■ **DO THIS**: Retype only what runs from the first line of the listing to the line holding "import React from 'react';", both included. Do not retype the pictures.

■ **INFORMATION PROVIDED**:
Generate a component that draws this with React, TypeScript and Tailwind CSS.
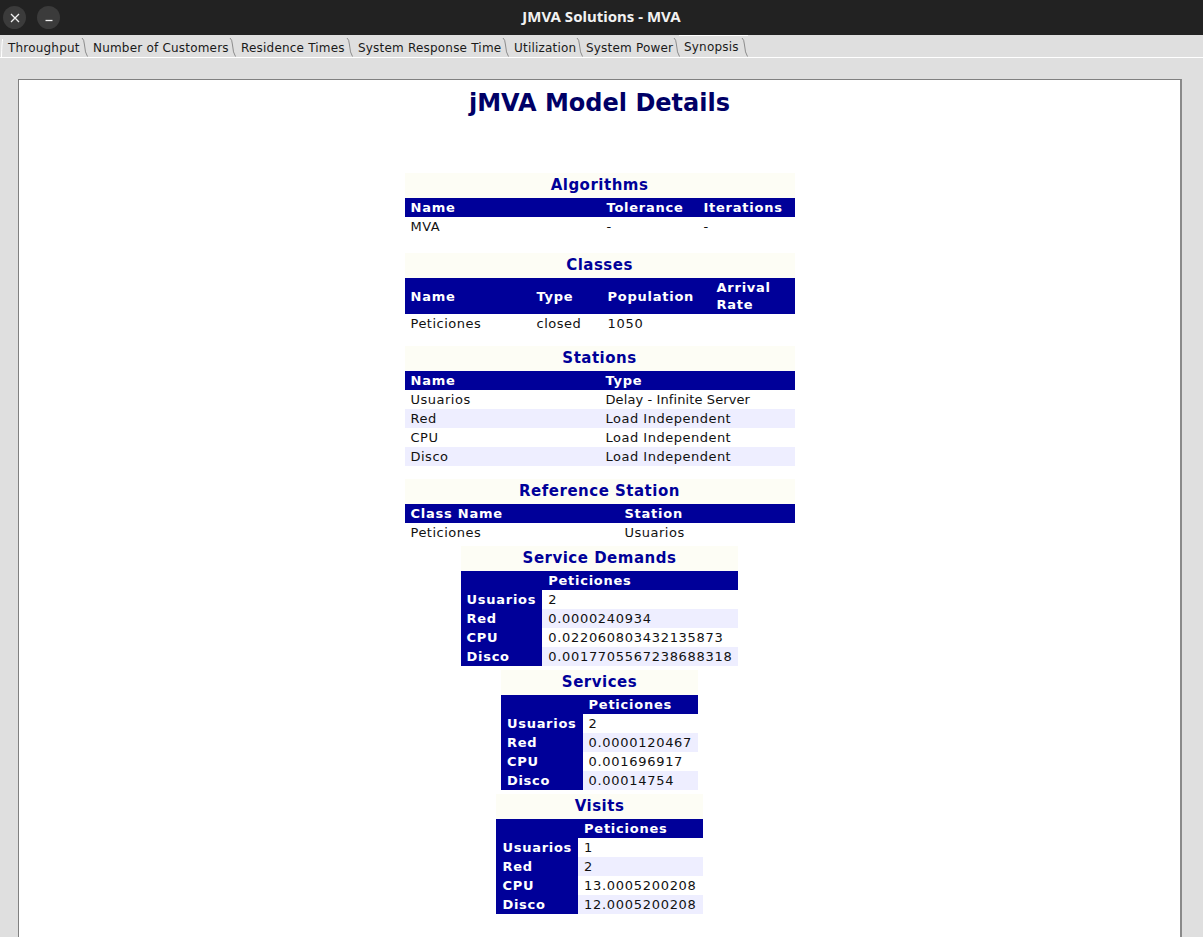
import React from 'react';

const tabs: [string, string][] = [
  ['Throughput', 'w-[85px]'],
  ['Number of Customers', 'w-[148px]'],
  ['Residence Times', 'w-[117px]'],
  ['System Response Time', 'w-[156px]'],
  ['Utilization', 'w-[72px]'],
  ['System Power', 'w-[98px]'],
  ['Synopsis', 'w-[69px]'],
];

function Slash() {
  return (
    <svg width="7" height="20" viewBox="0 0 7 20" className="shrink-0">
      <path d="M1 1 Q3 2 3.5 8 Q4 16 6.5 19.5" stroke="#8c8c8c" strokeWidth="1" fill="none" />
    </svg>
  );
}

function Cap({ children }: { children: React.ReactNode }) {
  return (
    <caption className="bg-[#fdfdf5] h-[25px] leading-[25px] text-[15px] font-bold tracking-[0.5px] text-[#000099] text-center">
      {children}
    </caption>
  );
}

const th = 'text-left font-bold tracking-[0.75px] px-[6px] py-[1px] leading-[17px] align-middle whitespace-nowrap';
const td = 'text-left tracking-[0.5px] px-[6px] py-[1px] leading-[17px] whitespace-nowrap';
const tdNum = 'text-left tracking-[0.7px] px-[6px] py-[1px] leading-[17px] whitespace-nowrap';
const tdLabel = 'text-left font-bold tracking-[0.72px] px-[6px] py-[1px] leading-[17px] whitespace-nowrap bg-[#000099] text-white';

function MatrixTable({
  title,
  rows,
  className,
}: {
  title: string;
  rows: [string, string][];
  className: string;
}) {
  return (
    <table className={`border-collapse mx-auto ${className}`}>
      <Cap>{title}</Cap>
      <thead>
        <tr className="bg-[#000099] text-white">
          <th className={th}></th>
          <th className={th}>Peticiones</th>
        </tr>
      </thead>
      <tbody>
        {rows.map(([k, v], i) => (
          <tr key={k}>
            <td className={tdLabel}>{k}</td>
            <td className={`${tdNum} ${i % 2 === 1 ? 'bg-[#eeeeff]' : 'bg-white'}`}>{v}</td>
          </tr>
        ))}
      </tbody>
    </table>
  );
}

export default function App() {
  return (
    <div
      className="w-[1203px] h-[937px] overflow-hidden flex flex-col bg-[#dfdfdf]"
      style={{ fontFamily: "'DejaVu Sans', Verdana, sans-serif" }}
    >
      {/* Title bar */}
      <div className="h-[35px] bg-[#222222] flex items-center relative shrink-0">
        <div className="flex gap-[11px] pl-[3px]">
          <div className="w-[23px] h-[23px] rounded-full bg-[#3b3b3b] flex items-center justify-center">
            <svg width="10" height="10" viewBox="0 0 10 10">
              <path d="M1 1 L9 9 M9 1 L1 9" stroke="#f0f0f0" strokeWidth="1.3" />
            </svg>
          </div>
          <div className="w-[23px] h-[23px] rounded-full bg-[#3b3b3b] flex items-center justify-center">
            <svg width="10" height="10" viewBox="0 0 10 10">
              <path d="M1.5 7.5 L8.5 7.5" stroke="#f0f0f0" strokeWidth="1.3" />
            </svg>
          </div>
        </div>
        <div
          className="absolute left-0 right-0 top-[5px] text-center text-[15px] leading-[22px] font-bold text-[#f2f2f2] pointer-events-none"
          style={{ fontFamily: "'Noto Sans', 'Open Sans', sans-serif" }}
        >
          JMVA Solutions - MVA
        </div>
      </div>

      {/* Tab strip */}
      <div className="h-[23px] shrink-0 flex items-end border-b border-white pl-[1px]">
        <svg width="2" height="19" viewBox="0 0 2 19" className="shrink-0">
          <path d="M0.5 19 Q0.8 4 1.8 1" stroke="#ffffff" strokeWidth="1" fill="none" />
        </svg>
        {tabs.map(([t, w]) => {
          const sel = t === 'Synopsis';
          return (
            <div
              key={t}
              className={`flex items-end justify-between shrink-0 ${w} ${
                sel ? 'h-[22px] border-t border-white' : 'h-[19px]'
              }`}
            >
              <span
                className={`pl-[5px] text-[12px] tracking-[0.2px] text-[#1a1a1a] whitespace-nowrap ${
                  sel ? 'leading-[20px]' : 'leading-[17px]'
                }`}
              >
                {t}
              </span>
              <Slash />
            </div>
          );
        })}
      </div>

      {/* Content */}
      <div className="flex-1 pt-[21px]">
        <div className="ml-[18px] w-[1164px] h-full bg-white border-t border-l border-[#808080] border-r-2 border-r-[#8a8a8a] text-[13px] text-[#111111]">
          <h1 className="text-center font-bold text-[24px] leading-[28px] text-[#000066] pt-[9px]">
            jMVA Model Details
          </h1>

          <table className="w-[390px] table-fixed border-collapse mx-auto mt-[56px]">
            <Cap>Algorithms</Cap>
            <colgroup>
              <col className="w-[196px]" />
              <col className="w-[97px]" />
              <col className="w-[97px]" />
            </colgroup>
            <thead>
              <tr className="bg-[#000099] text-white">
                <th className={th}>Name</th>
                <th className={th}>Tolerance</th>
                <th className={th}>Iterations</th>
              </tr>
            </thead>
            <tbody>
              <tr>
                <td className={td}>MVA</td>
                <td className={td}>-</td>
                <td className={td}>-</td>
              </tr>
            </tbody>
          </table>

          <table className="w-[390px] table-fixed border-collapse mx-auto mt-[17px]">
            <Cap>Classes</Cap>
            <colgroup>
              <col className="w-[126px]" />
              <col className="w-[71px]" />
              <col className="w-[109px]" />
              <col className="w-[84px]" />
            </colgroup>
            <thead>
              <tr className="bg-[#000099] text-white">
                <th className={th}>Name</th>
                <th className={th}>Type</th>
                <th className={th}>Population</th>
                <th className={th}>
                  Arrival
                  <br />
                  Rate
                </th>
              </tr>
            </thead>
            <tbody>
              <tr>
                <td className={td}>Peticiones</td>
                <td className={td}>closed</td>
                <td className={tdNum}>1050</td>
                <td className={td}></td>
              </tr>
            </tbody>
          </table>

          <table className="w-[390px] table-fixed border-collapse mx-auto mt-[13px]">
            <Cap>Stations</Cap>
            <colgroup>
              <col className="w-[195px]" />
              <col className="w-[195px]" />
            </colgroup>
            <thead>
              <tr className="bg-[#000099] text-white">
                <th className={th}>Name</th>
                <th className={th}>Type</th>
              </tr>
            </thead>
            <tbody>
              {[
                ['Usuarios', 'Delay - Infinite Server'],
                ['Red', 'Load Independent'],
                ['CPU', 'Load Independent'],
                ['Disco', 'Load Independent'],
              ].map(([a, b], i) => (
                <tr key={a} className={i % 2 === 1 ? 'bg-[#eeeeff]' : 'bg-white'}>
                  <td className={td}>{a}</td>
                  <td className={i === 0 ? 'text-left tracking-[0.1px] px-[6px] py-[1px] leading-[17px] whitespace-nowrap' : td}>{b}</td>
                </tr>
              ))}
            </tbody>
          </table>

          <table className="w-[390px] table-fixed border-collapse mx-auto mt-[13px]">
            <Cap>Reference Station</Cap>
            <colgroup>
              <col className="w-[214px]" />
              <col className="w-[176px]" />
            </colgroup>
            <thead>
              <tr className="bg-[#000099] text-white">
                <th className={th}>Class Name</th>
                <th className={th}>Station</th>
              </tr>
            </thead>
            <tbody>
              <tr>
                <td className={td}>Peticiones</td>
                <td className={td}>Usuarios</td>
              </tr>
            </tbody>
          </table>

          <MatrixTable
            title="Service Demands"
            className="mt-[4px]"
            rows={[
              ['Usuarios', '2'],
              ['Red', '0.0000240934'],
              ['CPU', '0.022060803432135873'],
              ['Disco', '0.0017705567238688318'],
            ]}
          />
          <MatrixTable
            title="Services"
            className="mt-[4px]"
            rows={[
              ['Usuarios', '2'],
              ['Red', '0.0000120467'],
              ['CPU', '0.001696917'],
              ['Disco', '0.00014754'],
            ]}
          />
          <MatrixTable
            title="Visits"
            className="mt-[4px]"
            rows={[
              ['Usuarios', '1'],
              ['Red', '2'],
              ['CPU', '13.0005200208'],
              ['Disco', '12.0005200208'],
            ]}
          />
        </div>
      </div>
    </div>
  );
}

■ **RESULT**:
Generate a component that draws this with React, TypeScript and Tailwind CSS.
import React from 'react';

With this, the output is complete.